The main focus of the Report is on the progress of the LDCs and a close scrutiny as regards the extent of their expected attainments in the context of the MDGs as well as the post-2015 Development Agenda dubbed Sustainable Development Goals (SDGs). In doing so, the Report has highlighted the following as key impediments to the LDCs' move forward in a sustained manner:
* LDCs are trapped in a vicious circle of economic and human underdevelopment. Real economic progress and achieving the planned SDGs (Sustainasble Development Goals) depend on reversing this process in order to unleash an upward spiral of economic and human development by harnessing the synergies between the two.
* Economic growth is not enough. It must be accompanied by structural transformation and the creation of jobs in higher-productivity activities.
* The 'LDC paradox' is rooted in the failure of the MDGs to recognise the need for a policy framework that generates transformative growth, and in the inability of the LDCs to achieve structural transformation.
While pointing out the lacunas so essentially embedded in the LDC economies, the Report also focuses on three critical policy areas:
i. Resource mobilisation - to generate a strategic and selective approach to domestic investment and foreign direct investment.
ii. Industrial policy - to direct those resources into sectors and activities that promote structural transformation. It should follow a dual track, developing sectors of current comparative advantage and at the same time anticipating and promoting changes in comparative advantage.

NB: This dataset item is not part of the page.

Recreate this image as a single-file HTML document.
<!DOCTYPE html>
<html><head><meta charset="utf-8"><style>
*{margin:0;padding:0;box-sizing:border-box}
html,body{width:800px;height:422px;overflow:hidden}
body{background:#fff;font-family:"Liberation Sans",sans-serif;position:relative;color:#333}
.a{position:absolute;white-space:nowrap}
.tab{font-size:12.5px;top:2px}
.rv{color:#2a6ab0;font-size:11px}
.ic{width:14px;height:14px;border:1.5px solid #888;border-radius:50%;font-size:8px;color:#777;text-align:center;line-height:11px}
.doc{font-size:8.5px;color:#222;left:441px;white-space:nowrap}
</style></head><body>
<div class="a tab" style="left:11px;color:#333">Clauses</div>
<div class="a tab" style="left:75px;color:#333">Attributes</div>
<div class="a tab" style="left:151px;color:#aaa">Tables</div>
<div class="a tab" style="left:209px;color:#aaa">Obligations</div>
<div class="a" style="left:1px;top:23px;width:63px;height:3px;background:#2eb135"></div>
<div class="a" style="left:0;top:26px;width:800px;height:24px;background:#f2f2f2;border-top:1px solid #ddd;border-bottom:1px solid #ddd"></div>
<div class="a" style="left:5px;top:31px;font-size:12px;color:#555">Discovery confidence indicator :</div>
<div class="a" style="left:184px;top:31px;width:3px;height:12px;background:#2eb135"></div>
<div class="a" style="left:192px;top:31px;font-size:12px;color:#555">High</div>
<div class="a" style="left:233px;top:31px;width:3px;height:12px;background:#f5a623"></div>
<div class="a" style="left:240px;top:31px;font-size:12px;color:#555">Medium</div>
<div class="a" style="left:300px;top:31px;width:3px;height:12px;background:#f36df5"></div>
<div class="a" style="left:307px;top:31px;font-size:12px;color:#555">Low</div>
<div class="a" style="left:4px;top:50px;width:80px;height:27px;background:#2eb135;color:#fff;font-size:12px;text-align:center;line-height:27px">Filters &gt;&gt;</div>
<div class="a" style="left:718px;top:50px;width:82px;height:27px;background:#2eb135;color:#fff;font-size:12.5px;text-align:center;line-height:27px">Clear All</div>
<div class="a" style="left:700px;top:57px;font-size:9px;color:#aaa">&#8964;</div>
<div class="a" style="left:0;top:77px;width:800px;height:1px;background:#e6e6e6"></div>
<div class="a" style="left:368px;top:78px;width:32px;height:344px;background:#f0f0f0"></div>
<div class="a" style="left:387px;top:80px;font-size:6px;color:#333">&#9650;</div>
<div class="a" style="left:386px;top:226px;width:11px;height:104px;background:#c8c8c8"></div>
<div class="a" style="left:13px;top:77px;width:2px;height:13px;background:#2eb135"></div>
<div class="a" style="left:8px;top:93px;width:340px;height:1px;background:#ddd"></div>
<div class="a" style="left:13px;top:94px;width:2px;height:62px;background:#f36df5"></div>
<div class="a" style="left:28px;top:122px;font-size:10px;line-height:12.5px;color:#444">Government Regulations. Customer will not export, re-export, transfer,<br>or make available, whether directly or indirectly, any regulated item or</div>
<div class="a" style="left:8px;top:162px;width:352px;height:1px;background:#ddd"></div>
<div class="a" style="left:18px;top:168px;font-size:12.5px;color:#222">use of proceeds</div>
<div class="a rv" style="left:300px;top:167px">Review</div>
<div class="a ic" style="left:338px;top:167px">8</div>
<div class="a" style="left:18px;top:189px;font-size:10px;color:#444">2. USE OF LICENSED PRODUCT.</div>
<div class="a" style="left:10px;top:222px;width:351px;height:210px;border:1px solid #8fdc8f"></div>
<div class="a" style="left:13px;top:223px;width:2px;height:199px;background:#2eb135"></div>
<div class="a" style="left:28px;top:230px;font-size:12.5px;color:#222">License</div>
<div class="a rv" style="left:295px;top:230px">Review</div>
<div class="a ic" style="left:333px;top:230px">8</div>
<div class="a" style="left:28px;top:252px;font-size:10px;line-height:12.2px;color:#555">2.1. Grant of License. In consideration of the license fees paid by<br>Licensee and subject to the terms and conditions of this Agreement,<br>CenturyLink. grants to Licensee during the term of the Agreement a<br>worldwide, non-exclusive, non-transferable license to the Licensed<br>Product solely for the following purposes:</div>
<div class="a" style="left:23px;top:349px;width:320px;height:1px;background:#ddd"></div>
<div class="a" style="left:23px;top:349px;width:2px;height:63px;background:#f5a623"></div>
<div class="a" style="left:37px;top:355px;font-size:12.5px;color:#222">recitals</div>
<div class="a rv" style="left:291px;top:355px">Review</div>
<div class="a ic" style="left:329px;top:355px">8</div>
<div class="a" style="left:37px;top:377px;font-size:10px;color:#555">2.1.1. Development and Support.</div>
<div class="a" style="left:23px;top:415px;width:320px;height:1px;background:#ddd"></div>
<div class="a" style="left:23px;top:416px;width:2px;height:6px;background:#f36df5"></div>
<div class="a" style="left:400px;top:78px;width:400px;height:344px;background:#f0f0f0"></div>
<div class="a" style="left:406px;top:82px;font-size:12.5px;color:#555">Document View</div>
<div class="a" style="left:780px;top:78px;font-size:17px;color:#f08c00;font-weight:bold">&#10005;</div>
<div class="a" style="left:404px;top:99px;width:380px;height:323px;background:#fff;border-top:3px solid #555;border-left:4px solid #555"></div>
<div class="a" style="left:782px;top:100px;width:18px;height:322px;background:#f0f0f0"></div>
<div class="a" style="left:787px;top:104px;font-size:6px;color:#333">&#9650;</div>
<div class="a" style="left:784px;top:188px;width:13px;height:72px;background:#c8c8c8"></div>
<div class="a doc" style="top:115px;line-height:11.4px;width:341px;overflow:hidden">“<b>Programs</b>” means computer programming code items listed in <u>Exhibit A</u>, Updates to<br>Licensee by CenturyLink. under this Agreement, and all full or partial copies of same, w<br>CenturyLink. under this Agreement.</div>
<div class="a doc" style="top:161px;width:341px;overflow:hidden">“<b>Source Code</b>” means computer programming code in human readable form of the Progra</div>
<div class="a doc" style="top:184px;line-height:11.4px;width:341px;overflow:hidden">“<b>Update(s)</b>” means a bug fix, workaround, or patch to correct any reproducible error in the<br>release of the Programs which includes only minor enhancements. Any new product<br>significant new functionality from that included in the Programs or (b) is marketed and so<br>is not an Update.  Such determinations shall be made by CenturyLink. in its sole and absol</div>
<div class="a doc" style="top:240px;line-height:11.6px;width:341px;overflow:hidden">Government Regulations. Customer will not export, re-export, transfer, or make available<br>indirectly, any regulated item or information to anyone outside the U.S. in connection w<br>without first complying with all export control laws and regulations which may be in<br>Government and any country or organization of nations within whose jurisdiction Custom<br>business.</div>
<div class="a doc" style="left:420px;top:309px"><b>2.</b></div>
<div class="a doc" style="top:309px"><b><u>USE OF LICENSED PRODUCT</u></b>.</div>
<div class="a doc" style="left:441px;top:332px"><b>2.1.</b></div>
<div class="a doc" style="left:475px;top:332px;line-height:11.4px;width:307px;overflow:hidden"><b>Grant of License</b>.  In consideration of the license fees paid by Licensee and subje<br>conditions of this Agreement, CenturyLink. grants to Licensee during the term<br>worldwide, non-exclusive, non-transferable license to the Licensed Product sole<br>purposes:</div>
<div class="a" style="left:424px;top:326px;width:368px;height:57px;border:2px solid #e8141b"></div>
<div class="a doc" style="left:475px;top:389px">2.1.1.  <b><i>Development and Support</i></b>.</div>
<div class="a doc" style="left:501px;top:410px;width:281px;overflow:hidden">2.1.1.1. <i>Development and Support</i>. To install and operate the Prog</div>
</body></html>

iii. Macroeconomic policies - to support structural transformation.
One of the policy measures suggested in the Report is about putting a dynamic thrust on women entrepreneurship. Since women constitute a large proportion of the population in the LDCs and are important contributors to both social and economic development, especially in rural areas, the Report proposes a new international support measure, Female Rural Entrepreneurship for Economic Diversification (FREED) to bolster the development and consolidation of women's enterprises in non-farm activities in rural areas in the LDCs.
 Given the state of things, it will indeed be a shock for Bangladesh if its aspiration to graduate from the LDC league to the middle income status in the near future -not to mention the time frame of 2021, so optimistically speculated upon by the government - turns out not to be realistic. This has been explained at length at a press briefing organised by the think tank Centre for Policy Dialogue (CPD) in Dhaka the other day on the occasion of global launching of UNCTAD's LDC Report-2014. 'It will take at least a decade for graduation even if we become highly ambitious' said Debapriya Bhattacharya, Distinguished Fellow of CPD, while deliberating on the pros and cons of measuring the indices by the UNCTAD.

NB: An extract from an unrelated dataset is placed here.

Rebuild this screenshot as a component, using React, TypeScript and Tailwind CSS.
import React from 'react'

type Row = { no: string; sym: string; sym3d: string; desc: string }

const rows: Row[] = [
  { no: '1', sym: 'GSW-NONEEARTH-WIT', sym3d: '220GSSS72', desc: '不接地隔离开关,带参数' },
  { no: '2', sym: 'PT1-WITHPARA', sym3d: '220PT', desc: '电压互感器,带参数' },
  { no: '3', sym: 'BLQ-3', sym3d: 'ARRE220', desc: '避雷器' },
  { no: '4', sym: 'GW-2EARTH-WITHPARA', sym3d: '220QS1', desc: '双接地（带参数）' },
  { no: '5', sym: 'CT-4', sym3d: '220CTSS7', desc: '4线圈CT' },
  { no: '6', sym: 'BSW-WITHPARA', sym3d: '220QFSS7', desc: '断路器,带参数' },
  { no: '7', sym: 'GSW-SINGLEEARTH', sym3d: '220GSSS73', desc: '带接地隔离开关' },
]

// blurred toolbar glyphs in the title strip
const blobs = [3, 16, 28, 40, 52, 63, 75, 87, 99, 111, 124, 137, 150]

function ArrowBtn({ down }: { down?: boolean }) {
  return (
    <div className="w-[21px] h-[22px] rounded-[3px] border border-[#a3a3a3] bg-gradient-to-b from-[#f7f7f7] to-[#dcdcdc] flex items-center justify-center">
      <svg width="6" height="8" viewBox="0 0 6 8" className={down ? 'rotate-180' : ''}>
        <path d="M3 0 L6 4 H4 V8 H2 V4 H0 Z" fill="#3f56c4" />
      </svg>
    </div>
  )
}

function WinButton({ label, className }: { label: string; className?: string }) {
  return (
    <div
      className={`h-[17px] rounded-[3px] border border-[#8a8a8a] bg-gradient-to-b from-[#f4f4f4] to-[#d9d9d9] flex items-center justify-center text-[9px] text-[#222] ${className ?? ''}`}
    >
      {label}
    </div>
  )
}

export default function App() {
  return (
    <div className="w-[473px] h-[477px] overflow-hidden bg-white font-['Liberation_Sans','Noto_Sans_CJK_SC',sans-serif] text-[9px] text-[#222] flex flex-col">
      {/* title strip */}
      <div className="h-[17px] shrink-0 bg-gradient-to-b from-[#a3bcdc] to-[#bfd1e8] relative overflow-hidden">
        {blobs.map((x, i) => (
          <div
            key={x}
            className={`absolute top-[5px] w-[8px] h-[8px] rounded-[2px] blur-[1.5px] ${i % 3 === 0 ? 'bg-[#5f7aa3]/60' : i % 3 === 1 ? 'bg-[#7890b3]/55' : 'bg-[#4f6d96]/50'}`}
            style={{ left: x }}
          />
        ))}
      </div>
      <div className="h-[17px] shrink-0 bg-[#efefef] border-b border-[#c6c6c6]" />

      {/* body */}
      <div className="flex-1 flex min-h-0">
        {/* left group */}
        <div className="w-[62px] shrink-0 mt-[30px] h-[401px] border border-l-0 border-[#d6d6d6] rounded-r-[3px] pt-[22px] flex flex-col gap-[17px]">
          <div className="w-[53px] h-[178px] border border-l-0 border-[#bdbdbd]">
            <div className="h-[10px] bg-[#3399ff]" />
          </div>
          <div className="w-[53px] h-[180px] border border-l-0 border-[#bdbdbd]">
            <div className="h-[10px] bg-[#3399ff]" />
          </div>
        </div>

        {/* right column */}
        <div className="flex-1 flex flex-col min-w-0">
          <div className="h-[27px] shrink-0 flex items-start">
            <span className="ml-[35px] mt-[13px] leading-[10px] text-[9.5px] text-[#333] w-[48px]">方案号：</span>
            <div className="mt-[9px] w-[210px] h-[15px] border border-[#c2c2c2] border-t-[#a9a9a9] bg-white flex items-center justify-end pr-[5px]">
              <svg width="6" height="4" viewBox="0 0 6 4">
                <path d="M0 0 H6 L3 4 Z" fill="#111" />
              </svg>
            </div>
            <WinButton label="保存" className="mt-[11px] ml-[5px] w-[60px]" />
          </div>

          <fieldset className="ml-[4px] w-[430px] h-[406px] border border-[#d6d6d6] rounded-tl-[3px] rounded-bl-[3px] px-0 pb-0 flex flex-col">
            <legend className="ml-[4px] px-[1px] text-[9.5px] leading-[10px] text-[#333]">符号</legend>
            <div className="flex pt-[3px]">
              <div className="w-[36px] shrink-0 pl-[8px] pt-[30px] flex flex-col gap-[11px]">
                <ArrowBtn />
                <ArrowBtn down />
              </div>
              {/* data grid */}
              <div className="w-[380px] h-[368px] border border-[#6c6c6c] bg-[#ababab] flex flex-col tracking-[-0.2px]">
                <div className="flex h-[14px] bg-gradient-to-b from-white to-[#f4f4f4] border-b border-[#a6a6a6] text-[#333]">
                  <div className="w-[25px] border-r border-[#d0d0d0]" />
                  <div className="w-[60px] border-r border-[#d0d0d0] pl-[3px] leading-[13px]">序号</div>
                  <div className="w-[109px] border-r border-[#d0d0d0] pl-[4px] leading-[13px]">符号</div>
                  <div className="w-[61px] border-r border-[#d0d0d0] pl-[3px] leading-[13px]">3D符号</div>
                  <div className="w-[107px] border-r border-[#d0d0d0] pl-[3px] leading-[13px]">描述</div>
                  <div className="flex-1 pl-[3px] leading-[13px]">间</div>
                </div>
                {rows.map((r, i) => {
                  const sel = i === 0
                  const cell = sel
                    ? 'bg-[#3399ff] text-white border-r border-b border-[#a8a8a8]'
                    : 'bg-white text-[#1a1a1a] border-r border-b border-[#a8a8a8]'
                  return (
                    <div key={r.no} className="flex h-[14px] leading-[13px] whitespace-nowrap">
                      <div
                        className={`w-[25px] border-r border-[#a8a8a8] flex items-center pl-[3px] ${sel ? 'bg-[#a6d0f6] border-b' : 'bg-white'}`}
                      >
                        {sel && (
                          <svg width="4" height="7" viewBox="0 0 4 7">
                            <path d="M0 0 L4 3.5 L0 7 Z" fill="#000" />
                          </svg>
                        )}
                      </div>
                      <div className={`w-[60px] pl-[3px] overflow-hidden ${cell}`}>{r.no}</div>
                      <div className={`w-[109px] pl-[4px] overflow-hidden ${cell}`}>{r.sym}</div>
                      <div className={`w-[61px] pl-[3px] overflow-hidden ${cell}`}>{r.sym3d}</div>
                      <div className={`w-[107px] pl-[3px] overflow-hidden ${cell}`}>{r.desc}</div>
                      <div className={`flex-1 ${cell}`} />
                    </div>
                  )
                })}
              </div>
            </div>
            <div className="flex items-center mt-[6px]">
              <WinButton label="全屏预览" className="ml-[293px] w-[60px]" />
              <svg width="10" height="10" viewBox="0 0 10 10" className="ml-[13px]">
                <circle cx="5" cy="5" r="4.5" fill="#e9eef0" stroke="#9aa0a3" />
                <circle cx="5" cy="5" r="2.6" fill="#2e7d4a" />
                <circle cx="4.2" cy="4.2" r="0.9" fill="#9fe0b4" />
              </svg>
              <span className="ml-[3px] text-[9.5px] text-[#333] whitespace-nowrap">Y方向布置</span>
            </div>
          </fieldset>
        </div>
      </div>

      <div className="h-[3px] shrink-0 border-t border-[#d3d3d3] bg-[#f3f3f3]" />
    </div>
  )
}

As for the findings by UNCTAD, there is no arguing that robust exports have kept the growth momentum of the LDC economies. Bangladesh, no doubt, is a glaring example, although the grim reality remains that the bulk of its export remittances comes from a single sector -- currently fraught with many challenges -- the readymade garment (RMG) sector. Along with the RMG remittances, expatriate workers' remittances have been the key to much of the resources that apparently lend a rosy picture, but surely not rosy enough as uncertainties pertaining to export prices and movement of workers are potential threats to sustaining the growth momentum. This is precisely why the need for structural change, especially in putting thrust on productivity, industrial policy and investment emerge as the sole determinants of sustainable progress.